Practical Prescott Considerations
A few operational notes specific to the market:
- TPT (Transaction Privilege Tax): Arizona's TPT applies to most retail food sales outside narrow exemptions. Make sure your price tags reflect final consumer cost so there are no surprises at the register—unclear pricing erodes trust and kills impulse purchases.
- HOA and signage rules: If your market is in a mixed-use or historic overlay zone near the plaza, exterior signage and window coverage percentage may be regulated. Check with the City of Prescott's planning department before adding large decals or exterior A-frame displays.
- Humidity and product placement: During monsoon weeks, keep anything moisture-sensitive (specialty crackers, chocolate, coffee beans in open displays) away from frequent door-opening zones.

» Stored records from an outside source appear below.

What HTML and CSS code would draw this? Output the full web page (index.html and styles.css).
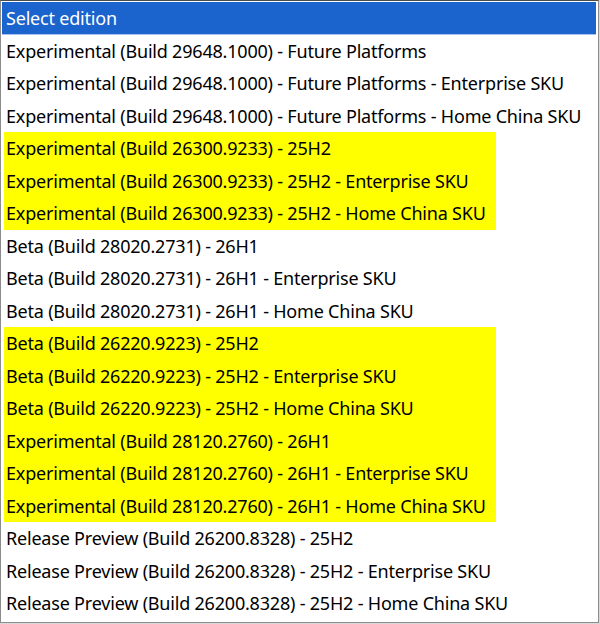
FILE: index.html
```html
<!DOCTYPE html>
<html lang="en">
<head>
    <meta charset="UTF-8">
    <title>Select edition</title>
    <link rel="stylesheet" href="styles.css">
</head>
<body>
    <div class="list">
        <div class="opt header">Select edition</div>
        <div class="opt">Experimental (Build 29648.1000) - Future Platforms</div>
        <div class="opt">Experimental (Build 29648.1000) - Future Platforms - Enterprise SKU</div>
        <div class="opt">Experimental (Build 29648.1000) - Future Platforms - Home China SKU</div>
        <div class="mark">
            <div class="opt">Experimental (Build 26300.9233) - 25H2</div>
            <div class="opt">Experimental (Build 26300.9233) - 25H2 - Enterprise SKU</div>
            <div class="opt">Experimental (Build 26300.9233) - 25H2 - Home China SKU</div>
        </div>
        <div class="opt">Beta (Build 28020.2731) - 26H1</div>
        <div class="opt">Beta (Build 28020.2731) - 26H1 - Enterprise SKU</div>
        <div class="opt">Beta (Build 28020.2731) - 26H1 - Home China SKU</div>
        <div class="mark">
            <div class="opt">Beta (Build 26220.9223) - 25H2</div>
            <div class="opt">Beta (Build 26220.9223) - 25H2 - Enterprise SKU</div>
            <div class="opt">Beta (Build 26220.9223) - 25H2 - Home China SKU</div>
            <div class="opt">Experimental (Build 28120.2760) - 26H1</div>
            <div class="opt">Experimental (Build 28120.2760) - 26H1 - Enterprise SKU</div>
            <div class="opt">Experimental (Build 28120.2760) - 26H1 - Home China SKU</div>
        </div>
        <div class="opt">Release Preview (Build 26200.8328) - 25H2</div>
        <div class="opt">Release Preview (Build 26200.8328) - 25H2 - Enterprise SKU</div>
        <div class="opt">Release Preview (Build 26200.8328) - 25H2 - Home China SKU</div>
    </div>
</body>
</html>
```

FILE: styles.css
```css
body {
    margin: 0;
    background-color: #d9d9d9;
    font-family: "Noto Sans", "Open Sans", sans-serif;
    color: #000;
}

.list {
    width: 594px;
    height: 619px;
    background-color: #fff;
    border: 1px solid #8c8c8c;
    border-top-color: #4d4d4d;
    padding: 1px 2px 1px 1px;
    overflow: hidden;
}

.opt {
    height: 32.5px;
    line-height: 32.5px;
    padding: 0 6px 0 4px;
    font-size: 18px;
    letter-spacing: -0.2px;
    white-space: nowrap;
}

.header {
    background-color: #1b64cd;
    color: #fff;
    box-shadow: inset 0 -1px 0 #a9c3ee;
}

.mark {
    width: fit-content;
    margin-left: 2px;
    padding-right: 4px;
    background-color: #ffff00;
}

.mark .opt {
    padding-left: 2px;
}
```
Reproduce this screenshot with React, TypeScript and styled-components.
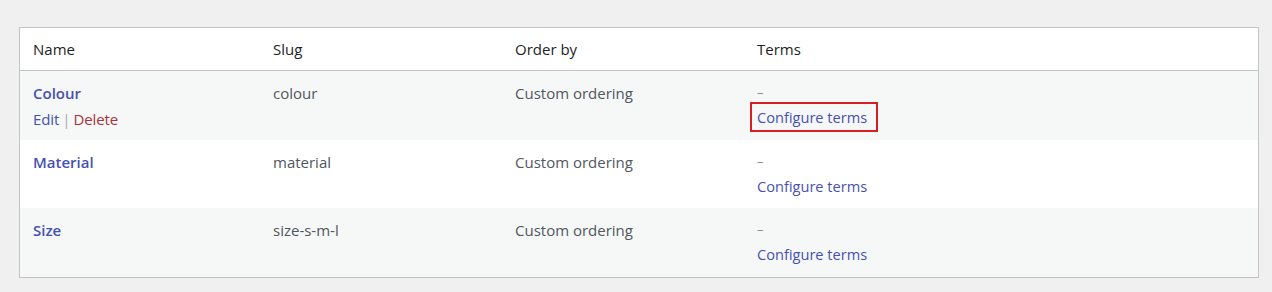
import React from 'react';
import styled, { createGlobalStyle } from 'styled-components';

const GlobalStyle = createGlobalStyle`
  html, body {
    margin: 0;
    padding: 0;
    background: #f0f0f1;
    font-family: 'Open Sans', 'Noto Sans', sans-serif;
  }
`;

interface Attribute {
  name: string;
  slug: string;
  orderBy: string;
  highlight?: boolean;
  actions?: boolean;
}

const attributes: Attribute[] = [
  { name: 'Colour', slug: 'colour', orderBy: 'Custom ordering', highlight: true, actions: true },
  { name: 'Material', slug: 'material', orderBy: 'Custom ordering' },
  { name: 'Size', slug: 'size-s-m-l', orderBy: 'Custom ordering' },
];

function App(): JSX.Element {
  return (
    <>
      <GlobalStyle />
      <Page>
        <Table>
          <HeadRow>
            <HeadCell>Name</HeadCell>
            <HeadCell>Slug</HeadCell>
            <HeadCell>Order by</HeadCell>
            <HeadCell>Terms</HeadCell>
          </HeadRow>
          {attributes.map((el, idx) => (
            <Row key={el.slug} alt={idx % 2 === 0}>
              <Cell>
                <NameLink>{el.name}</NameLink>
                {el.actions && (
                  <Actions>
                    <ActionLink>Edit</ActionLink>
                    <Sep>|</Sep>
                    <ActionLink danger>Delete</ActionLink>
                  </Actions>
                )}
              </Cell>
              <Cell>{el.slug}</Cell>
              <Cell>{el.orderBy}</Cell>
              <Cell>
                <Dash>–</Dash>
                <TermsLink highlight={el.highlight}>Configure terms</TermsLink>
              </Cell>
            </Row>
          ))}
        </Table>
      </Page>
    </>
  );
}

const Page = styled.div`
  padding: 27px 13px 15px 19px;
`;

const Table = styled.div`
  border: 1px solid #c3c4c7;
  background: #fff;
`;

const HeadRow = styled.div`
  display: grid;
  grid-template-columns: 240px 242px 242px 1fr;
  height: 42px;
  align-items: center;
  border-bottom: 1px solid #c3c4c7;
`;

const HeadCell = styled.div`
  padding-left: 13px;
  font-size: 15px;
  color: #1d2327;
`;

const Row = styled.div<{ alt: boolean }>`
  display: grid;
  grid-template-columns: 240px 242px 242px 1fr;
  height: 68.7px;
  background: ${({ alt }) => (alt ? '#f6f7f7' : '#fff')};
`;

const Cell = styled.div`
  padding: 11px 0 0 13px;
  font-size: 15px;
  line-height: 22px;
  color: #50575e;
  display: flex;
  flex-direction: column;
  align-items: flex-start;
`;

const NameLink = styled.span`
  color: #4651b1;
  font-weight: 600;
`;

const Actions = styled.div`
  display: flex;
  gap: 3px;
  margin-top: 4px;
  letter-spacing: -0.1px;
`;

const ActionLink = styled.span<{ danger?: boolean }>`
  color: ${({ danger }) => (danger ? '#a7333b' : '#4651b1')};
`;

const Sep = styled.span`
  color: #a7aaad;
`;

const Dash = styled.span`
  color: #8c8f94;
  font-size: 13px;
  line-height: 21px;
`;

const TermsLink = styled.span<{ highlight?: boolean }>`
  color: #4651b1;
  font-size: 14.6px;
  margin-left: -7px;
  padding: 2px 9px 2px 5px;
  margin-top: -1px;
  border: 2px solid ${({ highlight }) => (highlight ? '#d81e24' : 'transparent')};
`;

export default App;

Connecting with other independent retailers doing similar work is easier than ever—browse specialty food and gourmet markets in the retail directory to see how other Arizona shops present themselves, or explore the full range of businesses operating in Prescott for cross-promotional ideas. If you haven't yet established your own presence, you can list your business for free and start building local search visibility alongside your in-store efforts.
Refresh Cadence
A display that hasn't changed in six weeks is invisible to your regulars—the shoppers most likely to become high-frequency buyers. Aim for a meaningful refresh every three to four weeks, even if it's just a new thematic card and a product swap. Tie at least two major resets per year to Prescott's seasonal peaks: the spring arts and music season and the holiday shopping stretch from October through December.
The stores on Prescott's streets that consistently outperform their square footage aren't necessarily the ones with the biggest inventory—they're the ones that treat the window and the first ten feet of floor space as a continuous piece of persuasion. Small, intentional changes compound quickly into measurable increases in both foot traffic conversion and average transaction value.